I think the answer is threefold: they’re not empowered, some feel they can’t be heard over their louder colleagues, and they rely on gossip and politicking to voice their tensions. Conflict and tension are unavoidable in groups of two or more people. Handled correctly, tensions can help your company identify and work through roadblocks.
As a leader, your task is to create a work culture in which your team feels empowered to resolve these tensions. The alternative is to let gossip and ill-will take their course until it reaches your ears, at which point you may already have a serious division within your team.
Now, I’m not going to use this article to advocate for principles and practice of holacracy overall. You can read all about holacracy here. But I do want to offer a very useful tool I picked up from holacracy for managing productive tensions in a business.

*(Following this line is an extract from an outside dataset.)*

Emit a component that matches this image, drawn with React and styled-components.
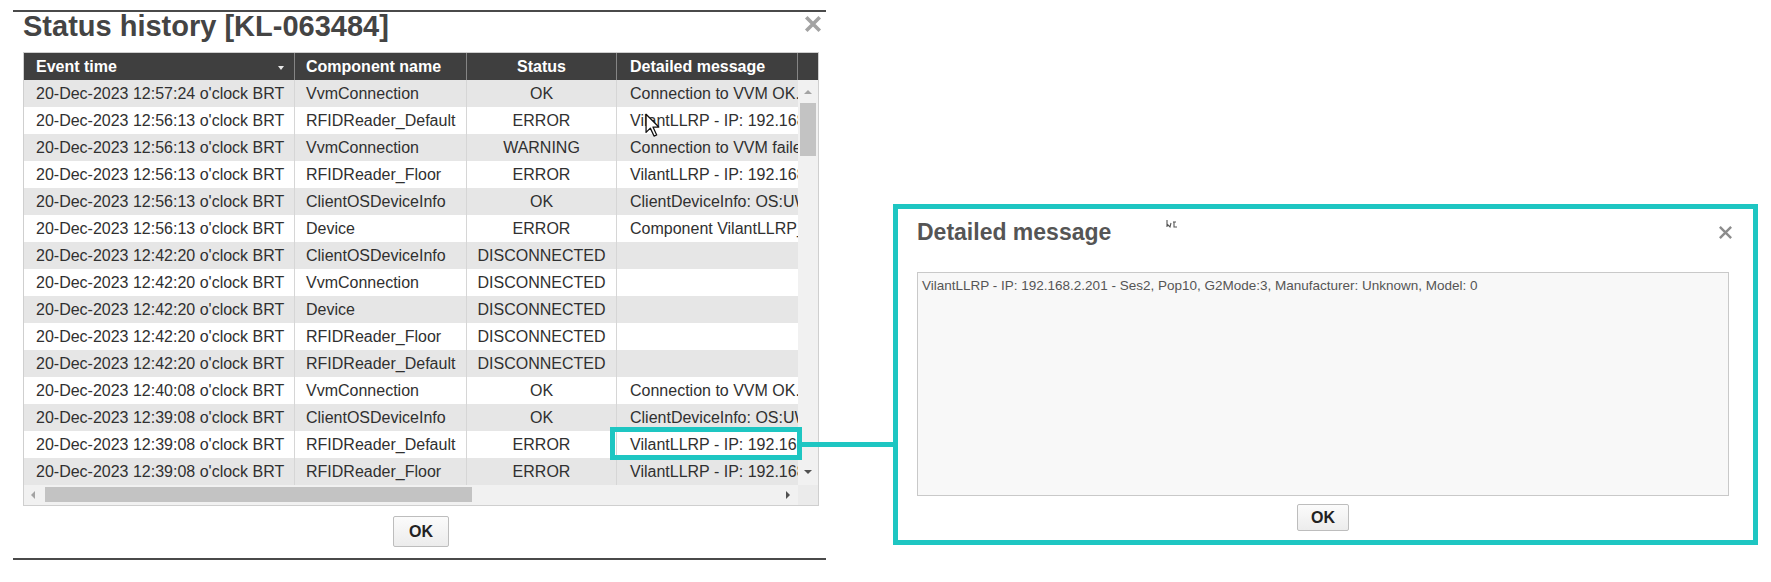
import React from 'react';
import styled, { createGlobalStyle } from 'styled-components';

const Global = createGlobalStyle`
  html, body { margin: 0; padding: 0; background: #ffffff; }
  body { font-family: "Liberation Sans", Arial, sans-serif; }
  * { box-sizing: border-box; }
`;

const CYAN = '#1ec6c2';

const Page = styled.div`
  position: relative;
  width: 1771px;
  height: 582px;
  display: flex;
  align-items: flex-start;
  padding: 10px 0 0 13px;
  overflow: hidden;
`;

const Dialog = styled.section`
  width: 813px;
  border-top: 2px solid #4a4a4a;
  border-bottom: 2px solid #4a4a4a;
  padding: 0 7px 11px 10px;
  display: flex;
  flex-direction: column;
`;

const TitleRow = styled.div`
  height: 28px;
  margin-bottom: 12px;
  display: flex;
  align-items: center;
  justify-content: space-between;
`;

const Title = styled.h1`
  margin: 0;
  font-size: ${p => p.$size}px;
  line-height: 28px;
  font-weight: bold;
  color: ${p => p.$color};
  white-space: nowrap;
`;

const CloseIcon = ({ size, color, stroke }) => (
  <svg width={size} height={size} viewBox="0 0 16 16">
    <path d="M2 2 L14 14 M14 2 L2 14" stroke={color} strokeWidth={stroke} strokeLinecap="butt" />
  </svg>
);

const CloseButton = styled.span`
  display: flex;
  align-items: center;
  justify-content: center;
  margin-right: ${p => p.$right}px;
  margin-top: ${p => p.$top}px;
`;

const Frame = styled.div`
  border: 1px solid #cfcfcf;
  background: #f1f1f1;
  display: flex;
  flex-direction: column;
`;

const COLS = '271px 172px 150px 181px';

const HeaderRow = styled.div`
  display: grid;
  grid-template-columns: ${COLS} 20px;
  height: 27px;
  background: #3f3f3f;
`;

const HeaderCell = styled.div`
  position: relative;
  color: #ffffff;
  font-weight: bold;
  font-size: 16px;
  line-height: 27px;
  padding-left: ${p => (p.$center ? 0 : p.$pad)}px;
  text-align: ${p => (p.$center ? 'center' : 'left')};
  border-right: ${p => (p.$last ? 'none' : '1px solid #858585')};
  white-space: nowrap;
  overflow: hidden;
`;

const SortArrow = styled.span`
  position: absolute;
  right: 10px;
  top: 13px;
  width: 0;
  height: 0;
  border-left: 3.5px solid transparent;
  border-right: 3.5px solid transparent;
  border-top: 4px solid #e8e8e8;
`;

const BodyWrap = styled.div`
  display: flex;
`;

const Rows = styled.div`
  width: 774px;
  display: flex;
  flex-direction: column;
`;

const Row = styled.div`
  display: grid;
  grid-template-columns: ${COLS};
  height: 27px;
  background: ${p => (p.$alt ? '#e6e6e6' : '#ffffff')};
`;

const Cell = styled.div`
  font-size: 16px;
  line-height: 27px;
  color: #303030;
  white-space: nowrap;
  overflow: hidden;
  padding-left: ${p => (p.$center ? 0 : p.$pad)}px;
  text-align: ${p => (p.$center ? 'center' : 'left')};
  border-right: ${p => (p.$last ? 'none' : '1px solid #d6d6d6')};
`;

const VScroll = styled.div`
  position: relative;
  width: 20px;
  background: #f1f1f1;
`;

const VThumb = styled.div`
  position: absolute;
  left: 2px;
  top: 23px;
  width: 16px;
  height: 53px;
  background: #c3c3c3;
`;

const Arrow = styled.span`
  position: absolute;
  width: 0;
  height: 0;
  ${p => p.$dir === 'up' && `
    left: 6px; top: 10px;
    border-left: 4px solid transparent; border-right: 4px solid transparent;
    border-bottom: 4px solid #a3a3a3;
  `}
  ${p => p.$dir === 'down' && `
    left: 6px; bottom: 11px;
    border-left: 4px solid transparent; border-right: 4px solid transparent;
    border-top: 4px solid #505050;
  `}
  ${p => p.$dir === 'left' && `
    left: 7px; top: 6px;
    border-top: 4px solid transparent; border-bottom: 4px solid transparent;
    border-right: 4px solid #a3a3a3;
  `}
  ${p => p.$dir === 'right' && `
    right: 8px; top: 6px;
    border-top: 4px solid transparent; border-bottom: 4px solid transparent;
    border-left: 4px solid #505050;
  `}
`;

const HScrollRow = styled.div`
  display: flex;
  height: 20px;
`;

const HScroll = styled.div`
  position: relative;
  width: 774px;
  background: #f1f1f1;
`;

const HThumb = styled.div`
  position: absolute;
  left: 21px;
  top: 2px;
  width: 427px;
  height: 15px;
  background: #c3c3c3;
`;

const Corner = styled.div`
  width: 20px;
  background: #ebebeb;
`;

const Footer = styled.div`
  display: flex;
  justify-content: center;
  padding-top: ${p => p.$top}px;
`;

const OkButton = styled.button`
  width: ${p => p.$w}px;
  height: ${p => p.$h}px;
  border: 1px solid #bdbdbd;
  border-radius: 2px;
  background: linear-gradient(#fbfbfb, #ececec);
  font-family: "Liberation Sans", Arial, sans-serif;
  font-weight: bold;
  font-size: 16px;
  color: #222222;
  padding: 0;
`;

const Highlight = styled.div`
  position: absolute;
  left: 610px;
  top: 427px;
  width: 192px;
  height: 33px;
  border: 5px solid ${CYAN};
`;

const Connector = styled.div`
  position: absolute;
  left: 802px;
  top: 442px;
  width: 92px;
  height: 5px;
  background: ${CYAN};
`;

const Callout = styled.section`
  margin: 194px 0 0 67px;
  width: 865px;
  height: 341px;
  border: 5px solid ${CYAN};
  background: #ffffff;
  padding: 9px 24px 9px 19px;
  display: flex;
  flex-direction: column;
`;

const CalloutHeader = styled.div`
  position: relative;
  height: 28px;
  margin-bottom: 26px;
  display: flex;
  align-items: center;
  justify-content: space-between;
`;

const MessageBox = styled.div`
  height: 224px;
  border: 1px solid #c9c9c9;
  background: #f8f8f8;
  padding: 5px 4px;
  font-size: 13.5px;
  line-height: 15px;
  color: #555555;
  white-space: nowrap;
  overflow: hidden;
`;

const Pointer = styled.svg`
  position: absolute;
  left: ${p => p.$x}px;
  top: ${p => p.$y}px;
  pointer-events: none;
`;

const rows = [
  ['12:57:24', 'VvmConnection', 'OK', 'Connection to VVM OK.'],
  ['12:56:13', 'RFIDReader_Default', 'ERROR', 'VilantLLRP - IP: 192.168.2.201 - Ses2, Pop10'],
  ['12:56:13', 'VvmConnection', 'WARNING', 'Connection to VVM failed'],
  ['12:56:13', 'RFIDReader_Floor', 'ERROR', 'VilantLLRP - IP: 192.168.2.202 - Ses2, Pop10'],
  ['12:56:13', 'ClientOSDeviceInfo', 'OK', 'ClientDeviceInfo: OS:UWP'],
  ['12:56:13', 'Device', 'ERROR', 'Component VilantLLRP_Default'],
  ['12:42:20', 'ClientOSDeviceInfo', 'DISCONNECTED', ''],
  ['12:42:20', 'VvmConnection', 'DISCONNECTED', ''],
  ['12:42:20', 'Device', 'DISCONNECTED', ''],
  ['12:42:20', 'RFIDReader_Floor', 'DISCONNECTED', ''],
  ['12:42:20', 'RFIDReader_Default', 'DISCONNECTED', ''],
  ['12:40:08', 'VvmConnection', 'OK', 'Connection to VVM OK.'],
  ['12:39:08', 'ClientOSDeviceInfo', 'OK', 'ClientDeviceInfo: OS:UWP'],
  ['12:39:08', 'RFIDReader_Default', 'ERROR', 'VilantLLRP - IP: 192.168.2.201 - Ses2, Pop10'],
  ['12:39:08', 'RFIDReader_Floor', 'ERROR', 'VilantLLRP - IP: 192.168.2.202 - Ses2, Pop10'],
];

export default function App() {
  return (
    <>
      <Global />
      <Page>
        <Dialog>
          <TitleRow>
            <Title $size={29} $color="#444444">Status history [KL-063484]</Title>
            <CloseButton $right={-3} $top={-5}>
              <CloseIcon size={18} color="#a3a3a3" stroke={3.2} />
            </CloseButton>
          </TitleRow>
          <Frame>
            <HeaderRow>
              <HeaderCell $pad={12}>Event time<SortArrow /></HeaderCell>
              <HeaderCell $pad={11}>Component name</HeaderCell>
              <HeaderCell $center>Status</HeaderCell>
              <HeaderCell $pad={13}>Detailed message</HeaderCell>
              <HeaderCell $last />
            </HeaderRow>
            <BodyWrap>
              <Rows>
                {rows.map((r, i) => (
                  <Row key={i} $alt={i % 2 === 0}>
                    <Cell $pad={12}>20-Dec-2023 {r[0]} o'clock BRT</Cell>
                    <Cell $pad={11}>{r[1]}</Cell>
                    <Cell $center>{r[2]}</Cell>
                    <Cell $pad={13} $last>{r[3]}</Cell>
                  </Row>
                ))}
              </Rows>
              <VScroll>
                <Arrow $dir="up" />
                <VThumb />
                <Arrow $dir="down" />
              </VScroll>
            </BodyWrap>
            <HScrollRow>
              <HScroll>
                <Arrow $dir="left" />
                <HThumb />
                <Arrow $dir="right" />
              </HScroll>
              <Corner />
            </HScrollRow>
          </Frame>
          <Footer $top={10}>
            <OkButton $w={56} $h={31}>OK</OkButton>
          </Footer>
        </Dialog>

        <Callout>
          <CalloutHeader>
            <Title $size={23} $color="#555555">Detailed message</Title>
            <CloseButton $right={-4} $top={0}>
              <CloseIcon size={15} color="#8c8c8c" stroke={2.6} />
            </CloseButton>
          </CalloutHeader>
          <MessageBox>
            VilantLLRP - IP: 192.168.2.201 - Ses2, Pop10, G2Mode:3, Manufacturer: Unknown, Model: 0
          </MessageBox>
          <Footer $top={8}>
            <OkButton $w={52} $h={27}>OK</OkButton>
          </Footer>
        </Callout>

        <Highlight />
        <Connector />

        <Pointer $x={645} $y={113} width="17" height="26" viewBox="0 0 16 24">
          <path d="M1 1 L1 18 L5 14 L8.5 21.5 L11 20.5 L7.5 13 L13 13 Z" fill="#ffffff" stroke="#111111" strokeWidth="1.2" strokeLinejoin="round" />
        </Pointer>
        <Pointer $x={1166} $y={219} width="12" height="10" viewBox="0 0 12 10">
          <path d="M1 1 L1 8 M1 5 L4 8 L5 4 M7 3 L10 3 M8 3 L8 8 L11 8" fill="none" stroke="#555555" strokeWidth="1.1" />
        </Pointer>
      </Page>
    </>
  );
}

Holacracy defines a tension as the gap between the current reality and a potential you sense. For example, let’s say I have a tension with the printer constantly running out of paper and not being refilled. I can propose a meeting or use a scheduled meeting to “process” my tension and offer a way to keep the paper flowing! (Every tension processing meeting needs a “proposer.”)
It doesn’t matter what my seniority is. As the proposer, I’m responsible for who attends the meeting and it’s agenda. If my proposal is for Liam to change the paper since he sits next to the printer, we follow a six-step agenda led by a facilitator:
I explain the tension and my proposal;
Each person gets the chance to ask me a clarifying question (not a “Law & Order” leading question) that I can answer until questions are exhausted;
Each person gets the chance to react to the proposal to the whole team — I can only take notes, no comments from me except for “thank you”;
I get a chance to use what I’ve heard to amend or clarify my proposal, or in some instances, I might decide to stop right here and go back and re-work my proposal;
I ask each person if they have any objections to my proposal;
If no objections then I get my way! (basically).
I have found that nine times out of 10 nobody objects and the proposal goes through. The beauty of it is that by requiring 100 percent participation, the loudest and most confident voices don’t get to put up a wall of sound that intimidates the quieter, thoughtful ones.
It also makes people take responsibility for their problems, which gossiping does not do, and allows them to propose a way of working through it that best meets their needs. That’s a pretty good definition of empowerment.
As the leader, you still get to make the final call, but you’ll obviously want to wield that power judiciously. If the leader vetoes everything in sight, people will stop processing.
In fact, a savvy leader may choose to push back on objections to a low-impact proposal that is obviously flawed but from which the proposer refuses to back down or compromise, allowing the proposal to go through. If the proposer refuses to take the feedback offered by the members and it fails, the leader can use the outcome as a learning opportunity, for nothing teaches leadership (even of ourselves) more than failure.
And this is really the whole point: with empowerment comes accountability — to ourselves and to each other. You can follow the holacratic steps to a tee or adapt their spirit to your own culture.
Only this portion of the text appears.